At a 1934 house on Smith Alley, the rusted tin porch cover has been replaced and the home given a fresh coat of blue paint, its front door and windows trimmed in crisp white, making the classic shotgun house new and inviting.
In San Antonio, there are an estimated 700 “shotgun” houses like it. Mostly built in the early half of the 20th century, the homes are slim in size, but big on historic and architectural value — even as they fall into disrepair.
In 2022, City Council voted to fund a program to rehabilitate shotgun houses using $302,000 from the Neighborhood and Housing Services Department.
The Office of Historic Preservation started with three houses for the pilot program. Now two of those properties, both on the West Side, are nearly like new again and ready to provide needed housing.
A third home will get underway later this year, said Shanon Miller, director of the Office of Historic Preservation.
Though none of the hundreds more shotgun houses in need of repair are slated for city-funded rehabilitation, the pilot program provided some valuable lessons, she said.
“The idea behind the shotgun pilot was to really help identify potential barriers and best practices related to reusing these kinds of naturally occurring, affordable tiny homes,” Miller said, including what kinds of material and skills are needed.
“It wasn’t just a rehab like all of the other rehabs that Neighborhood and Housing Services are doing, but it was really kind of trying to apply the other tools and the other resources that we have and then learn from that,” she added.
Learning by doing
Those tools and resources include the Living Heritage Trades Academy, which provides a real-world workshop for skilled trades training, and the city’s Material Innovation Center, a facility set up in 2022 at Port SA to store reusable material salvaged from deconstructed buildings.
In both shotgun houses, the project relied on 13 apprentices from the Trades Academy for window repair, for example.
Apprentice Amanda Roberts enrolled in the Trades Academy after earning a degree in history and trying out several other jobs. As part of her training, Roberts repaired the windows of the Smith Alley home.
She’s now partnering with another apprentice to start her own wood window restoration business, SA Wood Windows.
Roberts said she was “impressed” that the project is taking a house belonging to a man who grew up there, and rather than tearing it down, is turning it into low-income housing.
“It’s helping the community, it’s helping the homeowner, and it’s helping to preserve this piece of history that is pretty significant in our town,” she said.
Free material from the Innovation Center was obtained to offset some of the repair costs. The Innovation Center started collecting material in 2023 after the deconstruction ordinance took effect. This law prohibits mechanical razing of any residential single-family home, multi-unit or accessory structure built before 1945.
“Seeing where that material can go and the impact that it can have on budgets on these projects is an important kind of assessment that we’re going to do once all three of the projects are completed,” Miller said.
The Smith Alley home was built in 1934 and in need of major reconstruction, restored wood windows, an updated kitchen and bathroom and improved energy efficiency. The work began in August and should be completed by next month.

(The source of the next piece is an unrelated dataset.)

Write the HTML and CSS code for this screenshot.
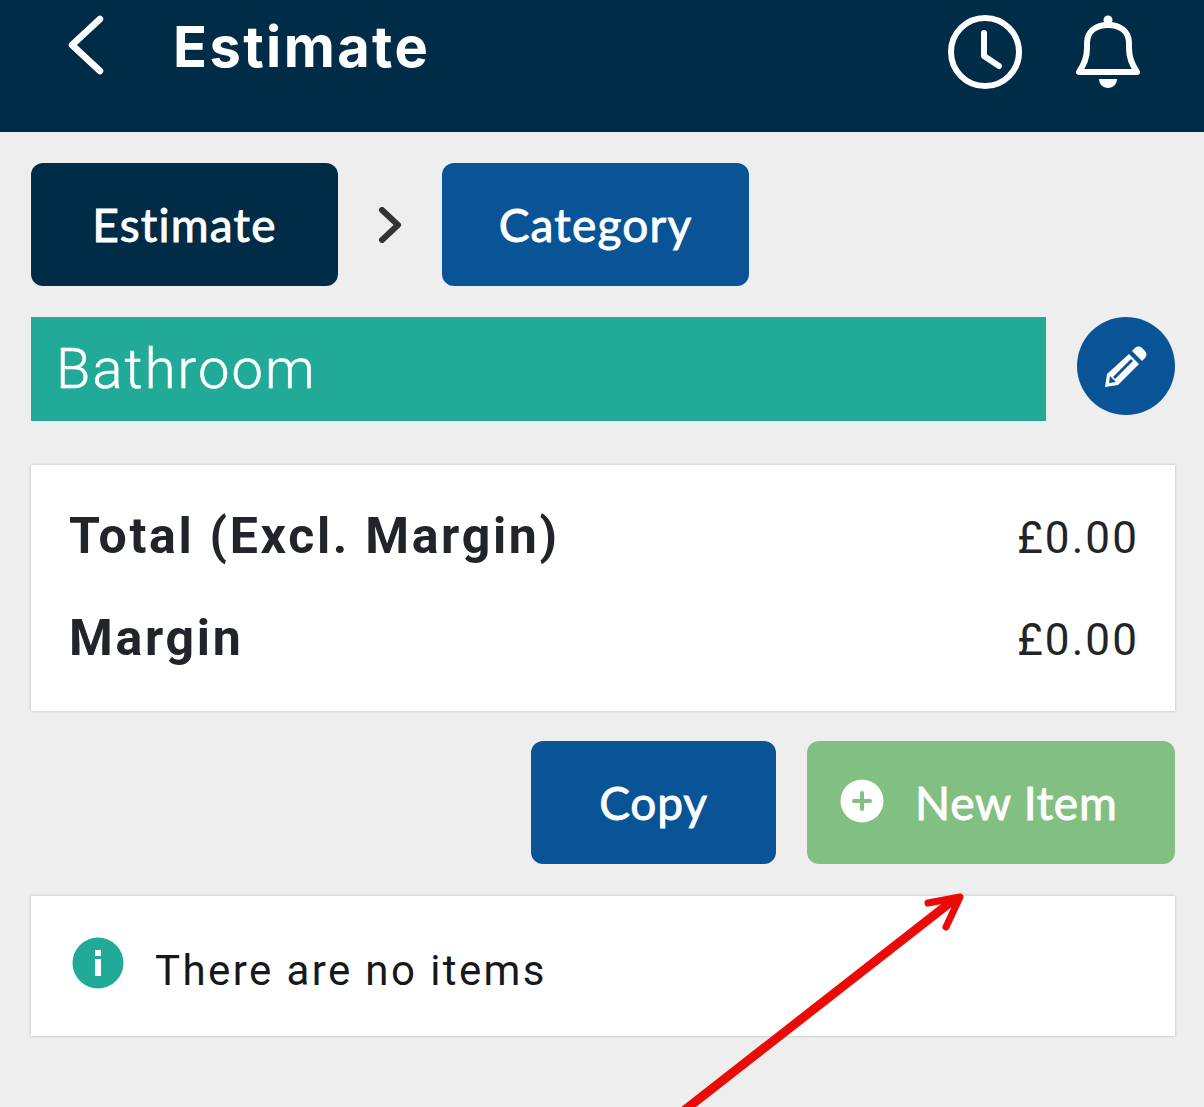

In 2019, OHP commissioned a study examining the preservation of such houses as a strategy for stabilizing long-term homeownership rates, but also to increase affordable rental units and prevent displacement in inner-city neighborhoods.
Tiny historic houses
Shotgun houses are usually less than 1,000 square feet and built before 1960. Though small, simple and inexpensively built often for working-class families, the tiny houses have been hailed for their use of limited space and decoration.
In San Antonio, shotgun houses, cottages and bungalows are considered important for their historic value, if not their place in a community with a high degree of aging housing stock and a lack of affordable housing.
“Many of these structures, shotguns or otherwise, are passed down through generations of families … so it’s important for that reason,” Miller said. Preserving them promotes community stability and the cultural heritage “associated with just protecting the built environment, and the story that tells about our neighborhoods.”
Another property selected for the project and nearly completed is a 664-square-foot house at 1107 Guadalupe St. built in 1950.
Trades Academy students and contractors repaired and replaced exterior siding, restored the original wood windows and redesigned the floorplan.
The house is owned by the nonprofit Esperanza Peace and Justice Center and the Esperanza Community Land Trust, which has been working to preserve historic homes on the West Side. “Especially little homes,” said Graciela Sanchez, director of the Esperanza Peace and Justice Center.
“That is the essence of a lot of what’s left of our historic working-class neighborhood that’s been very targeted, I think, by developers, by a community that feels like they’re old and that they’re [not] worth anything,” Sanchez said.
The Guadalupe house will be available for rent later this year for a family that makes less than $25,000 in annual income, she said.
Work on the third house in the OHP program, which has not been selected, is expected to start later this year.